33

I have a parallelized task that reads stuff from multiple files, and writes it out the information to several files.

The idiom I am currently using to parallelize stuff:

listOfProcesses = []
for fileToBeRead in listOfFilesToBeRead:
    process = multiprocessing.Process(target = somethingThatReadsFromAFileAndWritesSomeStuffOut, args = (fileToBeRead))
    process.start()
    listOfProcesses.append(process)

for process in listOfProcesses:
    process.join()

It is worth noting that somethingThatReadsFromAFileAndWritesSomeStuffOut might itself parallelize tasks (it may have to read from other files, etc. etc.).

Now, as you can see, the number of processes being created doesn't depend upon the number of cores I have on my computer, or anything else, except for how many tasks need to be completed. If ten tasks need to be run, create ten processes, and so on.

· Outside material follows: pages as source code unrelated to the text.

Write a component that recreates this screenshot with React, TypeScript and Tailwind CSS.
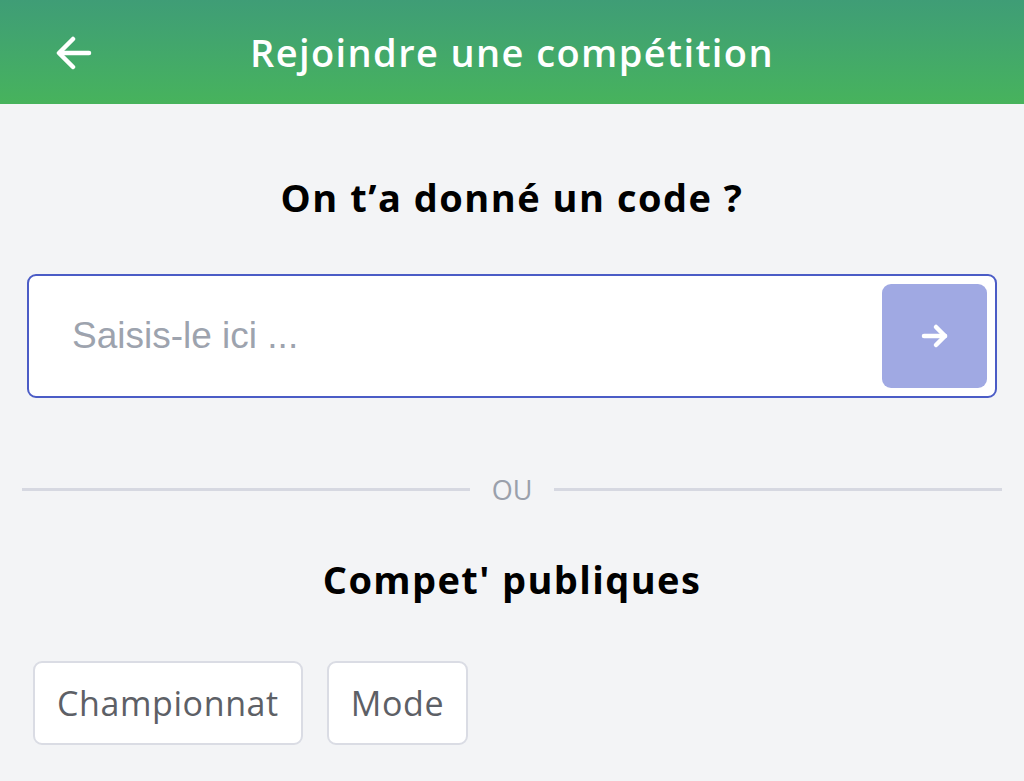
import React from "react";

export default function App() {
  return (
    <div className="w-[1024px] h-[781px] bg-[#f3f4f6] flex flex-col overflow-hidden" style={{ fontFamily: "'Open Sans', Lato, sans-serif" }}>
      <div className="h-[104px] bg-gradient-to-b from-[#3f9d76] to-[#47b35c] flex items-center relative shrink-0">
        <div className="absolute left-[56px] top-[36px]">
          <svg width="36" height="34" viewBox="0 0 36 34" fill="none" stroke="white" strokeWidth="4.5" strokeLinecap="round" strokeLinejoin="round">
            <path d="M33 17H4" />
            <path d="M17 3L3 17L17 31" />
          </svg>
        </div>
        <div className="w-full text-center text-white text-[38px] font-semibold leading-none tracking-[1.4px]">Rejoindre une compétition</div>
      </div>
      <div className="flex flex-col px-[22px]">
        <div className="text-center text-[38px] font-bold text-black mt-[71px] leading-[44px] tracking-[1.5px]">On t’a donné un code ?</div>
        <div className="mt-[55px] mx-[5px] h-[124px] bg-white border-2 border-[#4b5cc6] rounded-[9px] flex items-center pl-[43px] pr-[8px]">
          <div className="flex-1 text-[37px] text-[#9da3ae]" style={{ fontFamily: "'Liberation Sans', Arial, sans-serif" }}>Saisis-le ici ...</div>
          <div className="w-[105px] h-[104px] bg-[#a0a9e3] rounded-[9px] flex items-center justify-center">
            <svg width="28" height="26" viewBox="0 0 28 26" fill="none" stroke="white" strokeWidth="4.5" strokeLinecap="round" strokeLinejoin="round">
              <path d="M3 13H24" />
              <path d="M15 4L24 13L15 22" />
            </svg>
          </div>
        </div>
        <div className="mt-[78px] flex items-center gap-[22px]">
          <div className="flex-1 h-[3px] bg-[#d6d8e1]" />
          <div className="text-[27px] text-[#9aa0ab] leading-none">OU</div>
          <div className="flex-1 h-[3px] bg-[#d6d8e1]" />
        </div>
        <div className="text-center text-[38px] font-bold text-black mt-[54px] leading-[44px] tracking-[1.4px]">Compet' publiques</div>
        <div className="mt-[60px] flex gap-[24px] px-[11px]">
          <div className="h-[84px] px-[22px] bg-white border-2 border-[#dadce4] rounded-[9px] flex items-center text-[34px] text-[#5d6066] tracking-[0.6px]">Championnat</div>
          <div className="h-[84px] px-[22px] bg-white border-2 border-[#dadce4] rounded-[9px] flex items-center text-[34px] text-[#5d6066] tracking-[0.6px]">Mode</div>
        </div>
      </div>
    </div>
  );
}
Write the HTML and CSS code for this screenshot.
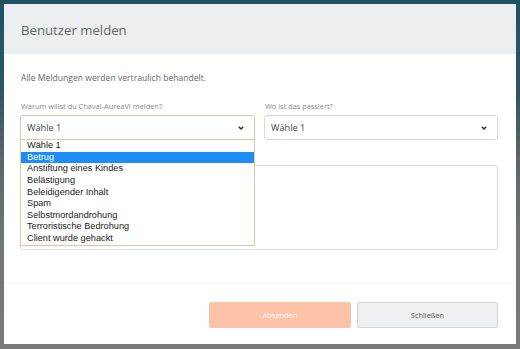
FILE: index.html
```html
<!DOCTYPE html>
<html lang="de">
<head>
<meta charset="utf-8">
<title>Benutzer melden</title>
<link rel="stylesheet" href="styles.css">
</head>
<body>
<div class="modal">
  <div class="modal-header">
    <h1 class="modal-title">Benutzer melden</h1>
  </div>
  <div class="modal-body">
    <p class="intro">Alle Meldungen werden vertraulich behandelt.</p>
    <div class="form-row">
      <div class="field">
        <label class="field-label">Warum willst du Chaval-AureaVI melden?</label>
        <div class="select-wrap">
          <div class="select focused">
            <span>Wähle 1</span>
            <svg class="chevron" width="6" height="4" viewBox="0 0 6 4"><path d="M0.8 0.8 L3 3 L5.2 0.8" fill="none" stroke="#333" stroke-width="1.5"/></svg>
          </div>
          <ul class="dropdown">
            <li>Wähle 1</li>
            <li class="active">Betrug</li>
            <li>Anstiftung eines Kindes</li>
            <li>Belästigung</li>
            <li>Beleidigender Inhalt</li>
            <li>Spam</li>
            <li>Selbstmordandrohung</li>
            <li>Terroristische Bedrohung</li>
            <li>Client wurde gehackt</li>
          </ul>
        </div>
      </div>
      <div class="field">
        <label class="field-label">Wo ist das passiert?</label>
        <div class="select">
          <span>Wähle 1</span>
          <svg class="chevron" width="6" height="4" viewBox="0 0 6 4"><path d="M0.8 0.8 L3 3 L5.2 0.8" fill="none" stroke="#333" stroke-width="1.5"/></svg>
        </div>
      </div>
    </div>
    <div class="textarea"></div>
  </div>
  <div class="modal-footer">
    <button class="btn btn-primary">Absenden</button>
    <button class="btn btn-secondary">Schließen</button>
  </div>
</div>
</body>
</html>
```
FILE: styles.css
```css
html, body {
  margin: 0;
  padding: 0;
}
body {
  width: 520px;
  height: 349px;
  overflow: hidden;
  background: linear-gradient(to bottom, #1f5366 0%, #2c5563 25%, #5a6669 45%, #727576 70%, #7a7a7a 100%);
  padding: 4px 4px 0 4px;
  box-sizing: border-box;
  font-family: "Open Sans", "Liberation Sans", sans-serif;
}
.modal {
  width: 512px;
  height: 340px;
  background: #fff;
  display: flex;
  flex-direction: column;
}
.modal-header {
  height: 50px;
  background: #eceff1;
  display: flex;
  align-items: center;
  padding: 0 17px;
  box-sizing: border-box;
}
.modal-title {
  margin: 0;
  font-size: 13.2px;
  font-weight: 400;
  color: #62676b;
  padding-top: 2px;
}
.modal-body {
  padding: 17px 18px 0 16px;
  flex: 1;
}
.intro {
  margin: 0;
  font-size: 8.6px;
  line-height: 14px;
  color: #6a6a6a;
  padding-left: 1px;
}
.form-row {
  display: grid;
  grid-template-columns: 235px 234px;
  column-gap: 9px;
  margin-top: 15px;
}
.field-label {
  display: block;
  font-size: 7.4px;
  line-height: 12px;
  color: #8a8a8a;
  margin-bottom: 3px;
  padding-left: 1px;
}
.select-wrap {
  position: relative;
}
.select {
  height: 25px;
  box-sizing: border-box;
  border: 1px solid #d8d8d8;
  border-radius: 3px;
  display: flex;
  align-items: center;
  justify-content: space-between;
  padding: 0 10px 0 6px;
  font-size: 9.2px;
  color: #444;
}
.select.focused {
  border-color: #e6c49e;
  border-radius: 3px 3px 0 0;
}
.chevron {
  display: block;
}
.dropdown {
  position: absolute;
  left: 0;
  top: 25px;
  width: 235px;
  box-sizing: border-box;
  margin: 0;
  padding: 0;
  list-style: none;
  background: #fff;
  border: 1px solid #e6c49e;
  border-top: none;
  font-family: "Liberation Sans", Arial, sans-serif;
  font-size: 9.2px;
  color: #222;
  z-index: 2;
}
.dropdown li {
  height: 11.65px;
  line-height: 11.65px;
  padding-left: 6px;
}
.dropdown li.active {
  background: #1e8cf5;
  color: #fff;
}
.textarea {
  margin-top: 25px;
  height: 85px;
  box-sizing: border-box;
  border: 1px solid #dcdcdc;
  border-radius: 3px;
}
.modal-footer {
  border-top: 1px solid #f3f3f3;
  display: flex;
  justify-content: flex-end;
  gap: 6px;
  padding: 18px 18px 16px 0;
}
.btn {
  width: 142px;
  height: 26px;
  box-sizing: border-box;
  border-radius: 2px;
  font-family: "Open Sans", sans-serif;
  font-size: 7.4px;
  padding: 0;
}
.btn-primary {
  background: #fdc2a8;
  border: 1px solid #fdc2a8;
  color: #fff;
}
.btn-secondary {
  width: 141px;
  background: #eef0f1;
  border: 1px solid #d2d4d5;
  color: #555;
}
```
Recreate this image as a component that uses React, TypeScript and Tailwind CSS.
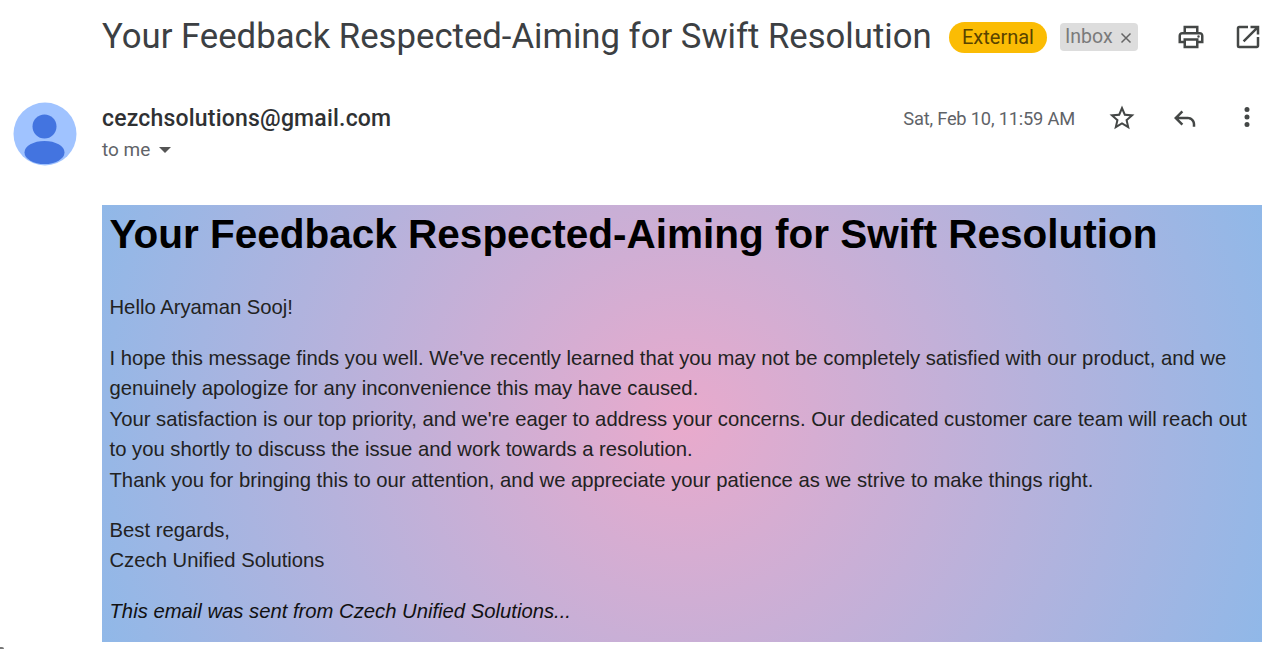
const sansFont = "font-['Roboto','Liberation_Sans',sans-serif]";

const ICONS: Record<string, string> = {
  print: 'M19 8h-1V3H6v5H5c-1.66 0-3 1.34-3 3v6h4v4h12v-4h4v-6c0-1.66-1.34-3-3-3zM8 5h8v3H8V5zm8 12v2H8v-4h8v2zm2-2v-2H6v2H4v-4c0-.55.45-1 1-1h14c.55 0 1 .45 1 1v4h-2zM18 10.5a1 1 0 1 1 0 2 1 1 0 0 1 0-2z',
  open: 'M19 19H5V5h7V3H5a2 2 0 0 0-2 2v14a2 2 0 0 0 2 2h14c1.1 0 2-.9 2-2v-7h-2v7zM14 3v2h3.59l-9.83 9.83 1.41 1.41L19 6.41V10h2V3h-7z',
  star: 'M22 9.24l-7.19-.62L12 2 9.19 8.63 2 9.24l5.46 4.73L5.82 21 12 17.27 18.18 21l-1.63-7.03L22 9.24zM12 15.4l-3.76 2.27 1-4.28-3.32-2.88 4.38-.38L12 6.1l1.71 4.04 4.38.38-3.32 2.88 1 4.28L12 15.4z',
  reply: 'M21 17v2h-2v-2c0-2.2-1.8-4-4-4H7.8l3.6 3.6L10 18l-6-6 6-6 1.4 1.4L7.8 11H15c3.3 0 6 2.7 6 6z',
  more: 'M12 8a2 2 0 1 0 0-4 2 2 0 0 0 0 4zm0 2a2 2 0 1 0 0 4 2 2 0 0 0 0-4zm0 6a2 2 0 1 0 0 4 2 2 0 0 0 0-4z',
};

function Icon({ name, className }: { name: string; className?: string }) {
  return (
    <svg width="30" height="30" viewBox="0 0 24 24" fill="#444746" className={`shrink-0 ${className ?? ''}`}>
      <path d={ICONS[name]} />
    </svg>
  );
}

function Avatar() {
  return (
    <svg width="64" height="64" viewBox="0 0 64 64" className="shrink-0">
      <circle cx="32" cy="32" r="31.5" fill="#a0c3ff" />
      <circle cx="31.5" cy="24.5" r="12" fill="#4374e0" />
      <ellipse cx="31.5" cy="50.5" rx="20" ry="11.5" fill="#4374e0" />
    </svg>
  );
}

export default function App() {
  return (
    <div className={`relative w-[1280px] h-[649px] overflow-hidden bg-white text-[#202124] ${sansFont}`}>
      {/* subject row */}
      <div className="flex items-center h-[74px] pl-[102px]">
        <h2 className="w-[831px] shrink-0 text-[34.7px] leading-[40px] -mt-[2px] font-normal text-[#3c4043] whitespace-nowrap">
          Your Feedback Respected-Aiming for Swift Resolution
        </h2>
        <span className="ml-4 flex items-center justify-center w-[98px] h-[31px] rounded-full bg-[#fbbc04] text-[20px] text-[#594300]">
          External
        </span>
        <span className="ml-[13px] flex items-center justify-between w-[78px] h-[28px] pl-[5px] pr-[3px] rounded bg-[#dddddd] text-[19.5px] text-[#7a7a7a]">
          Inbox
          <svg width="18" height="18" viewBox="0 0 18 18" stroke="#666666" strokeWidth="1.5" className="mt-[2px]">
            <path d="M4.5 4.5l9 9M13.5 4.5l-9 9" />
          </svg>
        </span>
        <Icon name="print" className="ml-[38px]" />
        <Icon name="open" className="ml-[27px]" />
      </div>

      {/* sender row */}
      <div className="flex h-[131px] pt-[28px] pl-[13px]">
        <Avatar />
        <div className="ml-[25px] flex flex-col">
          <span className="mt-[2px] text-[23px] leading-[30px] tracking-[0.2px] font-medium text-[#2f3133]">cezchsolutions@gmail.com</span>
          <span className="flex items-center mt-[2px] text-[19px] leading-[28px] text-[#5f6368]">
            to me
            <span className="ml-[9px] w-0 h-0 border-x-[6px] border-t-[6px] border-x-transparent border-t-[#555555]" />
          </span>
        </div>
        <div className="ml-auto flex items-start h-[32px] pr-[18px]">
          <span className="mt-[2px] text-[18.3px] leading-[30px] text-[#5f6368] tracking-[-0.2px]">Sat, Feb 10, 11:59 AM</span>
          <Icon name="star" className="ml-[32px] mt-[1px]" />
          <Icon name="reply" className="ml-[32px] mt-[1px]" />
          <Icon name="more" className="ml-[33px]" />
        </div>
      </div>

      {/* message body */}
      <div className="ml-[102px] w-[1160px] h-[437px] pl-[7.5px] pr-2 font-['Liberation_Sans',Arial,sans-serif] text-[20.25px] leading-[30.4px] text-[#222222] bg-[radial-gradient(circle,#e9aacc,#90b8e8)]">
        <h1 className="pt-[6px] text-[40.5px] leading-[46px] font-bold text-black">
          Your Feedback Respected-Aiming for Swift Resolution
        </h1>
        <p className="mt-[35px]">Hello Aryaman Sooj!</p>
        <p className="mt-[20.5px]">
          I hope this message finds you well. We've recently learned that you may not be completely satisfied with our product, and we genuinely apologize for any inconvenience this may have caused.
          <br />
          Your satisfaction is our top priority, and we're eager to address your concerns. Our dedicated customer care team will reach out to you shortly to discuss the issue and work towards a resolution.
          <br />
          Thank you for bringing this to our attention, and we appreciate your patience as we strive to make things right.
        </p>
        <p className="mt-[20px] leading-[30px]">
          Best regards,
          <br />
          Czech Unified Solutions
        </p>
        <p className="mt-[21.5px] italic text-[#111111]">This email was sent from Czech Unified Solutions...</p>
      </div>

      {/* speck left in the corner of the capture */}
      <div className="absolute left-0 bottom-0 w-[4px] h-[2px] rounded-tr-full bg-[#777777]" />
    </div>
  );
}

Is this the best way to create tasks? Should I instead think about how many cores my processor has, etc.?

bzm3r
  • 3,113
  • 6
  • 34
  • 67
  • It's certainly not the more processes the better. But another thing you should think about is whether creating additional processes makes sense at all. Unless you do heavy (CPU intensive) processing on those files, this kind of thing may very well be I/O-limited. In such case, Python threads will do well enough. – Thijs van Dien May 22 '14 at 20:47
  • Noob answer: start from 1-CPU_CORES and increase till the CPU is maxed (or other dependencies, if your working with I/O) – Ali Pardhan Apr 18 '21 at 18:01

1 Answers1

58

Always separate the number of processes from the number of tasks. There's no reason why the two should be identical, and by making the number of processes a variable, you can experiment to see what works well for your particular problem. No theoretical answer is as good as old-fashioned get-your-hands-dirty benchmarking with real data.

Here's how you could do it using a multiprocessing Pool:

import multiprocessing as mp

num_workers = mp.cpu_count()  

pool = mp.Pool(num_workers)
for task in tasks:
    pool.apply_async(func, args = (task,))

pool.close()
pool.join()

pool = mp.Pool(num_workers) will create a pool of num_workers subprocesses. num_workers = mp.cpu_count() will set num_workers equal to the number of CPU cores. You can experiment by changing this number. (Note that pool = mp.Pool() creates a pool of N subprocesses, where N equals mp.cpu_count() by default.)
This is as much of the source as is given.